Task statement | Repeat the material verbatim and drop the pictures.

:: Material for this exercise ::

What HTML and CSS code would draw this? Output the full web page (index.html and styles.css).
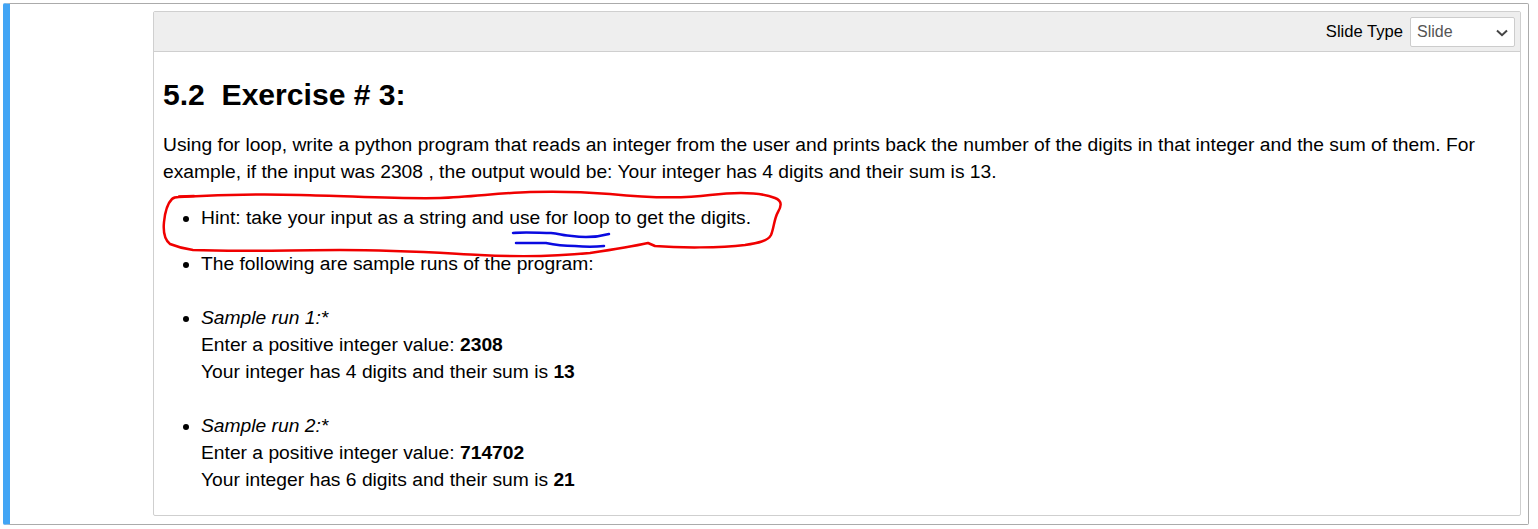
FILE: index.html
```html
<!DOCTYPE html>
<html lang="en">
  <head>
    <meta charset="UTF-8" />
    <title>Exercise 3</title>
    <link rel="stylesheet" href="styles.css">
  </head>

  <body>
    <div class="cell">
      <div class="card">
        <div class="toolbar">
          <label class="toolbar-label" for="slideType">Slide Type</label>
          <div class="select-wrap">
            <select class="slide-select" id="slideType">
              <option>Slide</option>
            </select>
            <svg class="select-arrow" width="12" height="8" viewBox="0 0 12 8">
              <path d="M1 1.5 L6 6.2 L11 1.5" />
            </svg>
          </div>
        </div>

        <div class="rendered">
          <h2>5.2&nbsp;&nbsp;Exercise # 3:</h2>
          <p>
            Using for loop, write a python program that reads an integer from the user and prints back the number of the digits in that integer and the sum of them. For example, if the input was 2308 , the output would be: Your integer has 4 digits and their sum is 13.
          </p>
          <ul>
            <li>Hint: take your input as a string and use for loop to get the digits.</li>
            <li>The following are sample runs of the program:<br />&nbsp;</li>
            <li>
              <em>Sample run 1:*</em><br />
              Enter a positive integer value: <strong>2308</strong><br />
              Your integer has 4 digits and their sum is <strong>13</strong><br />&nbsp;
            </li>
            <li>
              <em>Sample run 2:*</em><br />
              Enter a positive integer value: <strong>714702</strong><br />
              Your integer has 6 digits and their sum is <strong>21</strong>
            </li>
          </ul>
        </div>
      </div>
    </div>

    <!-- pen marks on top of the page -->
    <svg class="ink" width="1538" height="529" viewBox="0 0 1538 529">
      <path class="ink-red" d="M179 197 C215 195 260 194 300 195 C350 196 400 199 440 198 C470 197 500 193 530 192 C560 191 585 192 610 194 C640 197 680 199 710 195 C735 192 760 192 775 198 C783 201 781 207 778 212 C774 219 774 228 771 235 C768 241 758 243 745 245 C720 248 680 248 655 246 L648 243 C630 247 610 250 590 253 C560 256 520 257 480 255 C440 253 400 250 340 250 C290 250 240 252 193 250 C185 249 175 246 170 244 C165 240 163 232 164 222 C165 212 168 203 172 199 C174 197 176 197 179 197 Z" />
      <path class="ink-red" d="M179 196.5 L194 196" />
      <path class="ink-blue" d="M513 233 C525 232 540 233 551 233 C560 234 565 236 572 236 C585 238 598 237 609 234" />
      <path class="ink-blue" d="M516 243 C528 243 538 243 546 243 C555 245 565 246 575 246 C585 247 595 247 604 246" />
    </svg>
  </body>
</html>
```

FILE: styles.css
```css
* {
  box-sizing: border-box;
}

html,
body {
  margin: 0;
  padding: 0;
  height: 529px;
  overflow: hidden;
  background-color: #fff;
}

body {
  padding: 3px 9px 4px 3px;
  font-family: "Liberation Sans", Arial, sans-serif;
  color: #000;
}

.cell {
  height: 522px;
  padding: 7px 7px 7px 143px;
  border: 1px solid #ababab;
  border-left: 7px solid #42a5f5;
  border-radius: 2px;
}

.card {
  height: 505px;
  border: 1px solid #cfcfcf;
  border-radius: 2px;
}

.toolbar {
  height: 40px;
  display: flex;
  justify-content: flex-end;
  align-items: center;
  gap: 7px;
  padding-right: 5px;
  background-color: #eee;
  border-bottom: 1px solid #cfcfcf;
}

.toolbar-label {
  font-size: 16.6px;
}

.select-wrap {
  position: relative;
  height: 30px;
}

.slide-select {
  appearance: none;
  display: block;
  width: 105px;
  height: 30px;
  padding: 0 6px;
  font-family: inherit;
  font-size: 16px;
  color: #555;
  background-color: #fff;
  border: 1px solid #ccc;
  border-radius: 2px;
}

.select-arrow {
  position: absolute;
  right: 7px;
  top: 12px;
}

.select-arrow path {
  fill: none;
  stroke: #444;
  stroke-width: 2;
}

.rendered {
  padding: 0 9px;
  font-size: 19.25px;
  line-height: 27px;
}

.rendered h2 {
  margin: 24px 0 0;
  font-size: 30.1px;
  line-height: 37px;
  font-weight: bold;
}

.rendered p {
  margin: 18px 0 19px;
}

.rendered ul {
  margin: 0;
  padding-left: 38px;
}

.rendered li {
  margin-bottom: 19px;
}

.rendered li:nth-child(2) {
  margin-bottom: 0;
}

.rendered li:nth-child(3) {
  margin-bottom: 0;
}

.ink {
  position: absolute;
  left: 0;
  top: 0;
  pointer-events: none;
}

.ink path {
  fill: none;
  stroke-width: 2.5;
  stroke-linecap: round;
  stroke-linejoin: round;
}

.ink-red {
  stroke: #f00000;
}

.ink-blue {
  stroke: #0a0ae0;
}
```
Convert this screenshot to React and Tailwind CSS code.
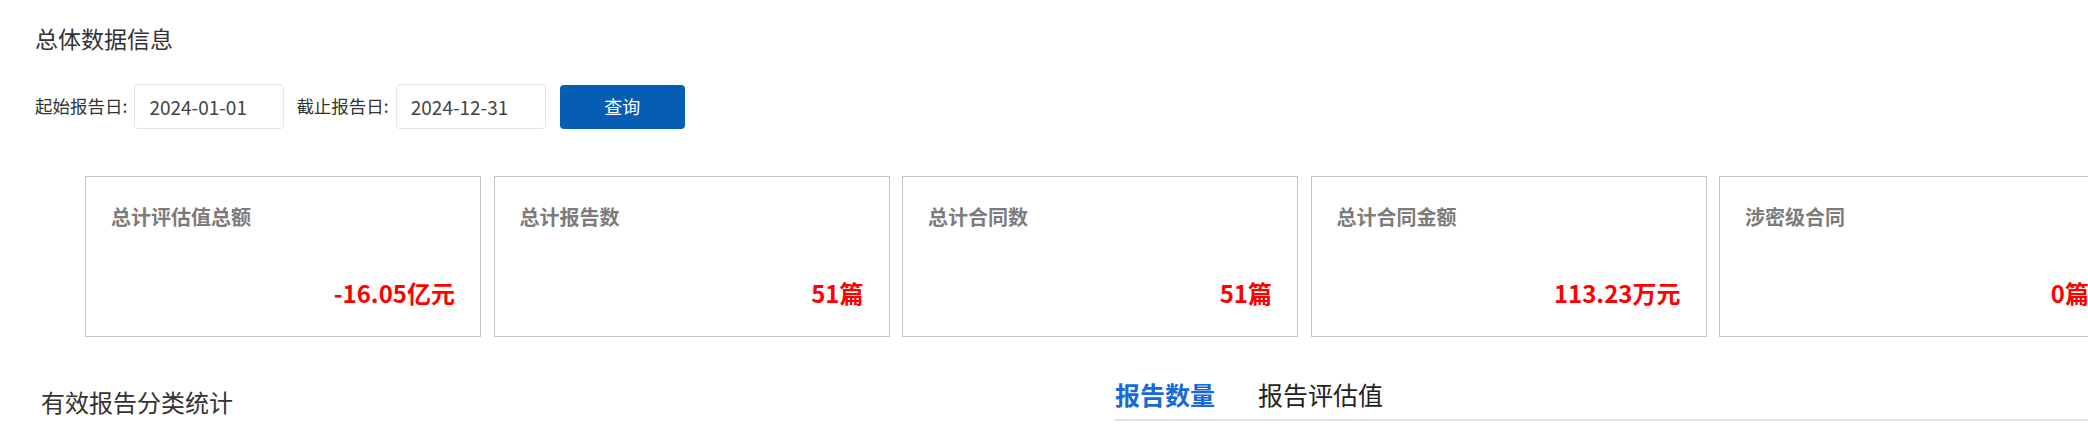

:::

Solution to this task |
What HTML and CSS code would draw this? Output the full web page (index.html and styles.css).
FILE: index.html
```html
<!DOCTYPE html>
<html lang="en">
  <head>
    <meta charset="UTF-8" />
    <title>Exercise 3</title>
    <link rel="stylesheet" href="styles.css">
  </head>

  <body>
    <div class="cell">
      <div class="card">
        <div class="toolbar">
          <label class="toolbar-label" for="slideType">Slide Type</label>
          <div class="select-wrap">
            <select class="slide-select" id="slideType">
              <option>Slide</option>
            </select>
            <svg class="select-arrow" width="12" height="8" viewBox="0 0 12 8">
              <path d="M1 1.5 L6 6.2 L11 1.5" />
            </svg>
          </div>
        </div>

        <div class="rendered">
          <h2>5.2&nbsp;&nbsp;Exercise # 3:</h2>
          <p>
            Using for loop, write a python program that reads an integer from the user and prints back the number of the digits in that integer and the sum of them. For example, if the input was 2308 , the output would be: Your integer has 4 digits and their sum is 13.
          </p>
          <ul>
            <li>Hint: take your input as a string and use for loop to get the digits.</li>
            <li>The following are sample runs of the program:<br />&nbsp;</li>
            <li>
              <em>Sample run 1:*</em><br />
              Enter a positive integer value: <strong>2308</strong><br />
              Your integer has 4 digits and their sum is <strong>13</strong><br />&nbsp;
            </li>
            <li>
              <em>Sample run 2:*</em><br />
              Enter a positive integer value: <strong>714702</strong><br />
              Your integer has 6 digits and their sum is <strong>21</strong>
            </li>
          </ul>
        </div>
      </div>
    </div>

    <!-- pen marks on top of the page -->
    <svg class="ink" width="1538" height="529" viewBox="0 0 1538 529">
      <path class="ink-red" d="M179 197 C215 195 260 194 300 195 C350 196 400 199 440 198 C470 197 500 193 530 192 C560 191 585 192 610 194 C640 197 680 199 710 195 C735 192 760 192 775 198 C783 201 781 207 778 212 C774 219 774 228 771 235 C768 241 758 243 745 245 C720 248 680 248 655 246 L648 243 C630 247 610 250 590 253 C560 256 520 257 480 255 C440 253 400 250 340 250 C290 250 240 252 193 250 C185 249 175 246 170 244 C165 240 163 232 164 222 C165 212 168 203 172 199 C174 197 176 197 179 197 Z" />
      <path class="ink-red" d="M179 196.5 L194 196" />
      <path class="ink-blue" d="M513 233 C525 232 540 233 551 233 C560 234 565 236 572 236 C585 238 598 237 609 234" />
      <path class="ink-blue" d="M516 243 C528 243 538 243 546 243 C555 245 565 246 575 246 C585 247 595 247 604 246" />
    </svg>
  </body>
</html>
```

FILE: styles.css
```css
* {
  box-sizing: border-box;
}

html,
body {
  margin: 0;
  padding: 0;
  height: 529px;
  overflow: hidden;
  background-color: #fff;
}

body {
  padding: 3px 9px 4px 3px;
  font-family: "Liberation Sans", Arial, sans-serif;
  color: #000;
}

.cell {
  height: 522px;
  padding: 7px 7px 7px 143px;
  border: 1px solid #ababab;
  border-left: 7px solid #42a5f5;
  border-radius: 2px;
}

.card {
  height: 505px;
  border: 1px solid #cfcfcf;
  border-radius: 2px;
}

.toolbar {
  height: 40px;
  display: flex;
  justify-content: flex-end;
  align-items: center;
  gap: 7px;
  padding-right: 5px;
  background-color: #eee;
  border-bottom: 1px solid #cfcfcf;
}

.toolbar-label {
  font-size: 16.6px;
}

.select-wrap {
  position: relative;
  height: 30px;
}

.slide-select {
  appearance: none;
  display: block;
  width: 105px;
  height: 30px;
  padding: 0 6px;
  font-family: inherit;
  font-size: 16px;
  color: #555;
  background-color: #fff;
  border: 1px solid #ccc;
  border-radius: 2px;
}

.select-arrow {
  position: absolute;
  right: 7px;
  top: 12px;
}

.select-arrow path {
  fill: none;
  stroke: #444;
  stroke-width: 2;
}

.rendered {
  padding: 0 9px;
  font-size: 19.25px;
  line-height: 27px;
}

.rendered h2 {
  margin: 24px 0 0;
  font-size: 30.1px;
  line-height: 37px;
  font-weight: bold;
}

.rendered p {
  margin: 18px 0 19px;
}

.rendered ul {
  margin: 0;
  padding-left: 38px;
}

.rendered li {
  margin-bottom: 19px;
}

.rendered li:nth-child(2) {
  margin-bottom: 0;
}

.rendered li:nth-child(3) {
  margin-bottom: 0;
}

.ink {
  position: absolute;
  left: 0;
  top: 0;
  pointer-events: none;
}

.ink path {
  fill: none;
  stroke-width: 2.5;
  stroke-linecap: round;
  stroke-linejoin: round;
}

.ink-red {
  stroke: #f00000;
}

.ink-blue {
  stroke: #0a0ae0;
}
```
Convert this screenshot to React and Tailwind CSS code.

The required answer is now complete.